向側の国から金髪の娘が立って来て、視聴者の期待を落とした。娘は画面いっぱいに乗り出して、遠くも白けるように、
「マッさあん、マッサン」
原酒の瓶をさげて暴言を吐く男は、箸を振り回し、土下座する頭を垂れていた。
もうそんな寒々しさかと視聴者は画面を眺めると、捨てエピの残骸らしいドラマが脳裏に寒々と散らばっているだけで、作品の内容は底まで行かぬうちに闇に呑まれていた。(川端康成「雪国」より改作)
ガイジンさんが作った味噌汁をほめるのに「Unbelievable!」ってひどいね。「Incredible」とか言ってあげたら喜んだだろうに。日本と外国の文化の違いを扱うんだったら、脚本家はラジオの「基礎英語」を聴いて、イングリッシュを勉強しよう。

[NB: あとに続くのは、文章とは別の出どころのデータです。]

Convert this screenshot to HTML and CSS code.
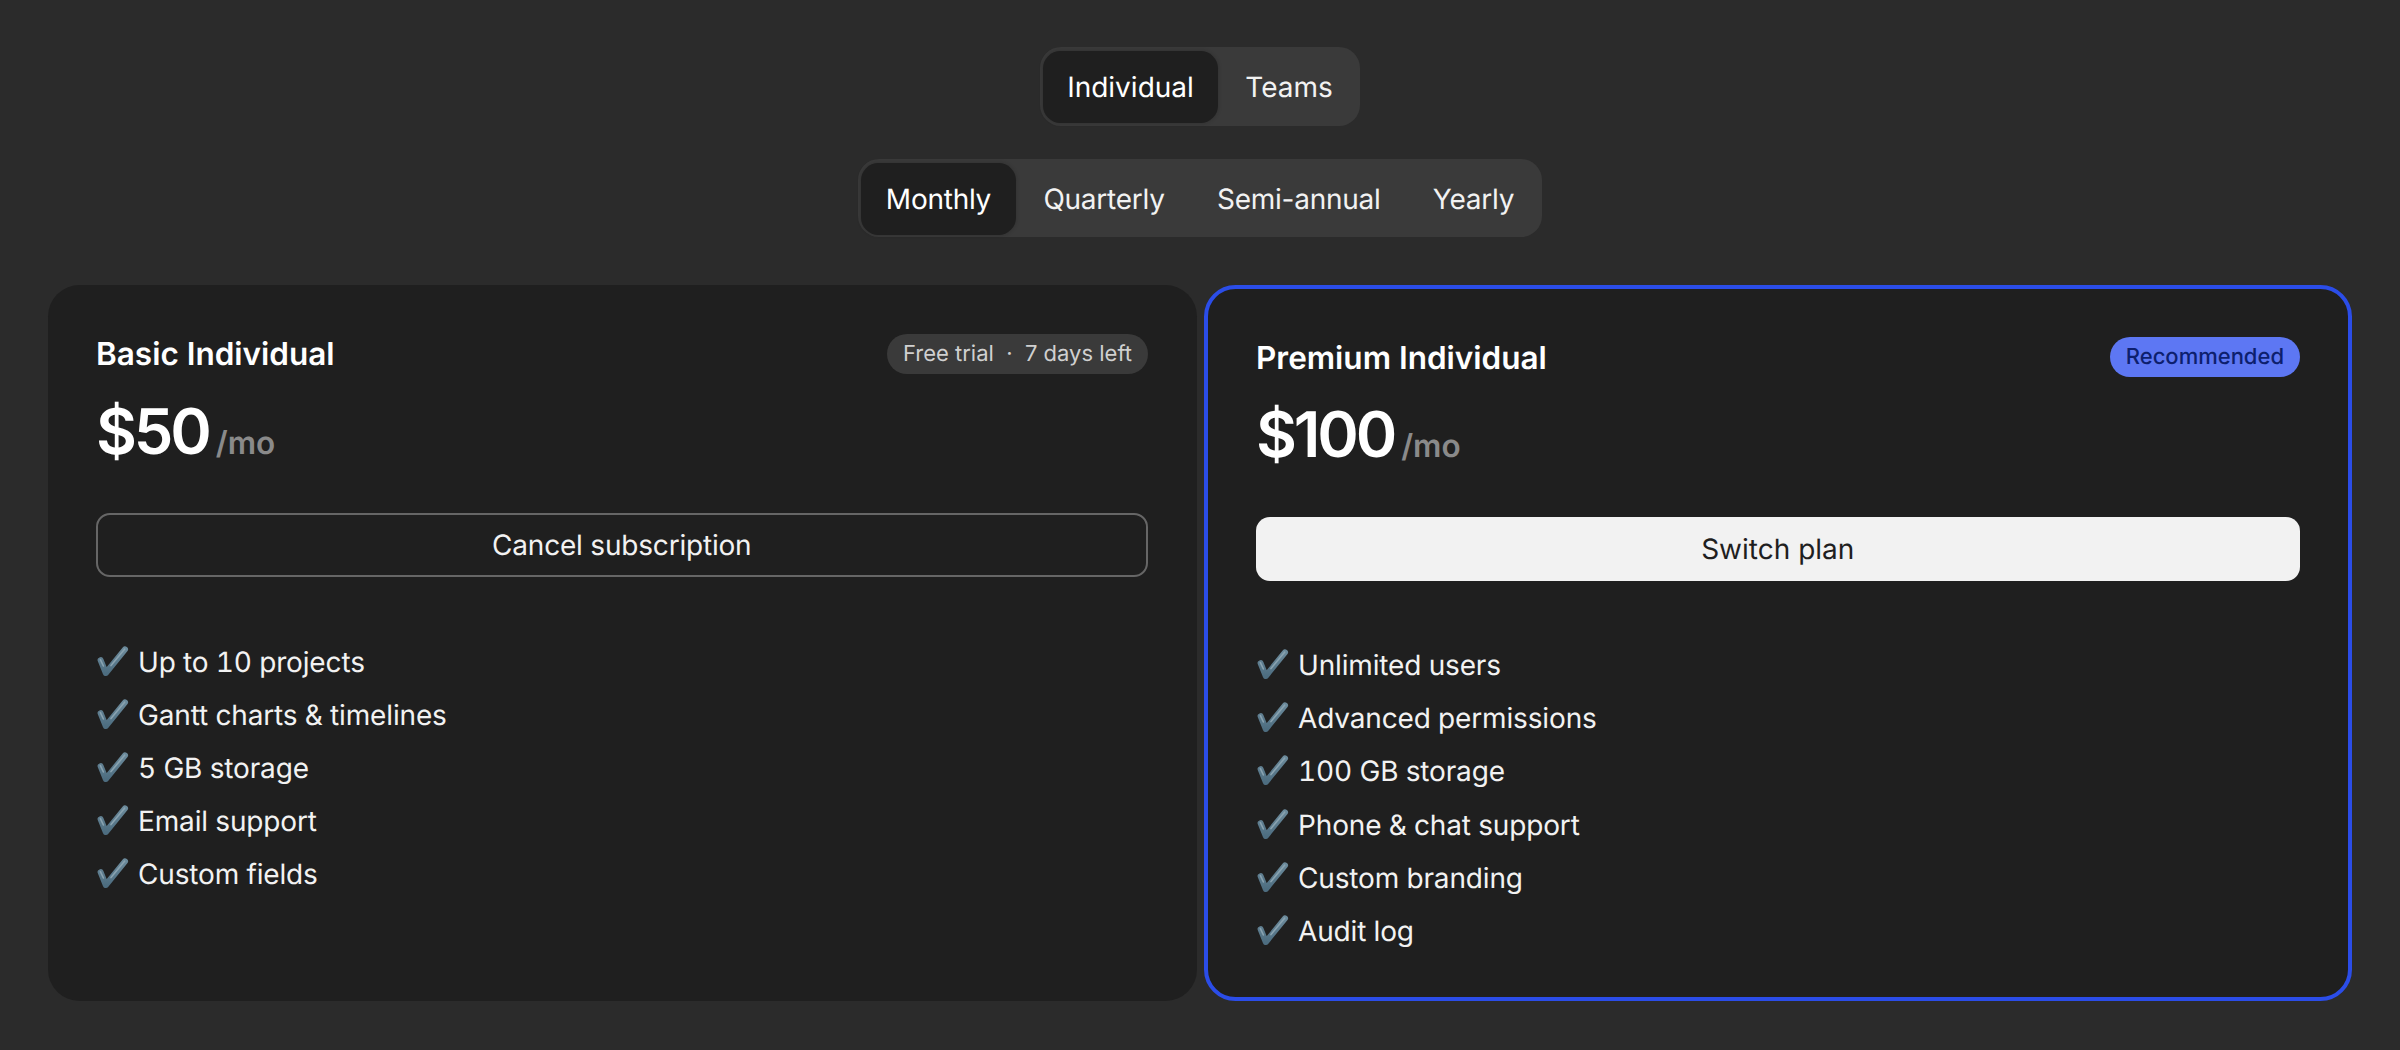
FILE: index.html
```html
<!DOCTYPE html>
<html lang="en">
<head>
<meta charset="utf-8">
<title>Plans</title>
<link rel="stylesheet" href="styles.css">
</head>
<body>
<svg class="defs" width="0" height="0" aria-hidden="true">
  <defs>
    <linearGradient id="chk" x1="0" y1="0" x2="0" y2="1">
      <stop offset="0" stop-color="#6b8a9b"/>
      <stop offset="1" stop-color="#4d6d80"/>
    </linearGradient>
    <symbol id="check" viewBox="0 0 32 32">
      <path d="M3.6 14.2 L8.8 27 L28 3.4" fill="none" stroke="url(#chk)" stroke-width="6" stroke-linecap="round" stroke-linejoin="round"/>
      <path d="M3.4 13.6 L6.4 20 M14 19.6 L27.6 3.2" fill="none" stroke="#8aa3b0" stroke-width="1.6" stroke-linecap="round"/>
    </symbol>
  </defs>
</svg>
<main class="page">
  <div class="tabs">
    <span class="tab active">Individual</span>
    <span class="tab">Teams</span>
  </div>
  <div class="tabs second">
    <span class="tab active">Monthly</span>
    <span class="tab">Quarterly</span>
    <span class="tab">Semi-annual</span>
    <span class="tab">Yearly</span>
  </div>
  <div class="cards">
    <section class="card">
      <div class="head">
        <h2 class="name">Basic Individual</h2>
        <span class="badge trial">Free trial &nbsp;·&nbsp; 7 days left</span>
      </div>
      <div class="price"><span class="amount">$50</span><span class="per">/mo</span></div>
      <button class="cta outline">Cancel subscription</button>
      <ul class="features">
        <li><svg class="tick"><use href="#check"/></svg>Up to 10 projects</li>
        <li><svg class="tick"><use href="#check"/></svg>Gantt charts &amp; timelines</li>
        <li><svg class="tick"><use href="#check"/></svg>5 GB storage</li>
        <li><svg class="tick"><use href="#check"/></svg>Email support</li>
        <li><svg class="tick"><use href="#check"/></svg>Custom fields</li>
      </ul>
    </section>
    <section class="card featured">
      <div class="head">
        <h2 class="name">Premium Individual</h2>
        <span class="badge rec">Recommended</span>
      </div>
      <div class="price"><span class="amount">$100</span><span class="per">/mo</span></div>
      <button class="cta solid">Switch plan</button>
      <ul class="features">
        <li><svg class="tick"><use href="#check"/></svg>Unlimited users</li>
        <li><svg class="tick"><use href="#check"/></svg>Advanced permissions</li>
        <li><svg class="tick"><use href="#check"/></svg>100 GB storage</li>
        <li><svg class="tick"><use href="#check"/></svg>Phone &amp; chat support</li>
        <li><svg class="tick"><use href="#check"/></svg>Custom branding</li>
        <li><svg class="tick"><use href="#check"/></svg>Audit log</li>
      </ul>
    </section>
  </div>
</main>
</body>
</html>
```
FILE: styles.css
```css
* { box-sizing: border-box; }
html, body { margin: 0; height: 100%; }
body {
  background: #2b2b2b;
  color: #fff;
  font-family: Inter, "Liberation Sans", sans-serif;
  text-rendering: geometricPrecision;
  overflow: hidden;
}
.defs { position: absolute; }
.page {
  display: flex;
  flex-direction: column;
  align-items: center;
  padding: 47px 48px 0;
}
.tabs {
  display: flex;
  gap: 3.5px;
  padding: 3.5px;
  background: #3a3a3a;
  border-radius: 21px;
}
.tabs.second { margin-top: 33px; padding-bottom: 2px; }
.tab {
  display: flex;
  align-items: center;
  height: 72px;
  padding: 0 24px;
  border-radius: 17.5px;
  font-size: 28px;
  color: #f2f2f2;
}
.second .tab { padding: 0 24.4px; letter-spacing: -0.25px; }
.tab.active {
  background: #1f1f1f;
  color: #fff;
  box-shadow: 0 0 4px rgba(0, 0, 0, 0.2);
}
.cards {
  display: grid;
  grid-template-columns: 1fr 1fr;
  gap: 7px;
  width: 100%;
  margin-top: 48px;
}
.card {
  height: 716px;
  padding: 49px 49px 49px 48px;
  background: #1f1f1f;
  border-radius: 31.5px;
}
.card.featured { border: 4px solid #2b4de8; padding: 48.5px; }
.head {
  display: flex;
  align-items: center;
  justify-content: space-between;
  height: 40px;
}
.name { margin: 0; font-size: 31.5px; font-weight: 600; }
.badge {
  display: flex;
  align-items: center;
  height: 40px;
  padding: 0 15.5px;
  border-radius: 20px;
  font-size: 22px;
}
.badge.trial { background: #3a3a3a; color: #d0d0d0; }
.badge.rec { background: #5d77f3; color: #0d1f6e; font-weight: 450; }
.price {
  display: flex;
  align-items: baseline;
  gap: 7px;
  height: 73.5px;
  margin-top: 20px;
}
.amount { font-size: 63px; font-weight: 600; letter-spacing: -0.05em; }
.per { font-size: 31.5px; font-weight: 600; color: #8a8a8a; }
.cta {
  display: block;
  width: 100%;
  height: 64px;
  margin-top: 46px;
  border-radius: 14px;
  font: 400 28px Inter, "Liberation Sans", sans-serif;
  text-rendering: geometricPrecision;
}
.cta.outline { background: transparent; border: 2px solid #666; color: #f2f2f2; letter-spacing: -0.2px; }
.cta.solid { background: #f2f2f2; border: 0; color: #1f1f1f; }
.features {
  margin: 58px 0 0;
  padding: 0;
  list-style: none;
}
.features li {
  display: flex;
  align-items: center;
  height: 53.2px;
  font-size: 28px;
  font-variant-numeric: tabular-nums;
  letter-spacing: -0.15px;
  color: #f2f2f2;
}
.tick { flex: none; width: 32px; height: 32px; margin: 0 9px 0 1px; }
```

「マッサン」の脚本と演出が低レベル過ぎるせいか、芝居も荒れ放題。主役のお兄さんは演技プランが完全に破たんしています。キャストはスタッフ、特に脚本家と話し合って作品のテーマや人物造形の意図について話し合わないと、この先どこまで堕ちるかわかったものではありません。

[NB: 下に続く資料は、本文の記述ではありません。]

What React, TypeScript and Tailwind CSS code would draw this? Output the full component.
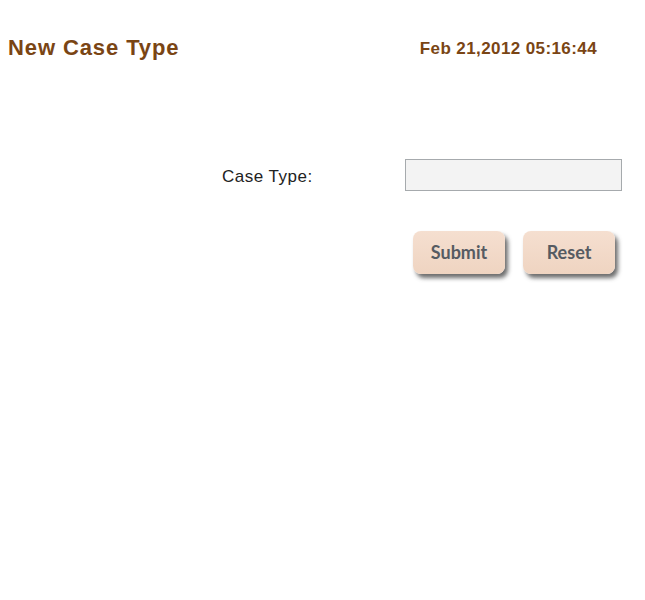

俳優は役に臨むにあたり、どれだけ真摯になれるのか。来年90歳を迎える3代目水戸黄門、佐野浅夫さんの言から考えてみます。
1979年8月26日付の読売新聞「ちゃんねるゼロ」から引用します。年号は昭和です。
(前略)NHKのテレビ小説「藍より青く」で、九州・天草の漁師の役を演じたことがあった。役が決まると、彼は自費で天草に行き、しばらく生活している。
「いえね、長いこと芝居をやっていますが、漁師は初体験だったんです。だからといって気張って天草に出かけたわけではないんです。何となくなんなんですが、じっとしておれなかったんです」
このドラマで彼は、戦死した息子の一粒種を抱くシーンがあった。佐野には子供がいないが、メイの子供をスタジオに連れてきて、リハーサルをくりかえした。
「よそさまの赤ちゃんを、“道具”にしては申しわけないですから」
身内の赤ん坊ならば、より切実に愛情が表現できるだろうという、佐野らしい工夫だった。
きまじめさ。が、味気のない一直線型ではない。童話の語部(かたりべ)として、「お話出てこい」(NHKラジオ)は29年から延々と続いている。
ゲーム番組「ホントにホント」(NHKテレビ)では、ウソと本当をごちゃまぜにして出場者をまどわす。長門勇などコメディアンタイプの共演者がいるのに、「何で佐野ちゃんばかりおかしいの?」演劇評論家の尾崎宏次さんにいわれたことがあるそうだ。
「ちょっと細工しましてね。内容によって滝沢修調でしゃべろうとか、藤原義江調で歌っちゃおうとかーー役者の遊び。芝居する人間の欲なんでしょうかね」(引用おしまい)
佐野さんは戦時中、特攻隊に応召し劇団を離れました。劇団は公演先の広島市で被爆(詳しくはこちら)。決死の特攻隊に入ったおかげで皮肉にも命を拾った佐野さんは、生きている瞬間を無駄にできない質なのでしょう。
「芝居する人間の欲」。いい言葉です。そんな欲を戦争を知らない世代に求めるのは、もはやかなわぬことなのでしょうか。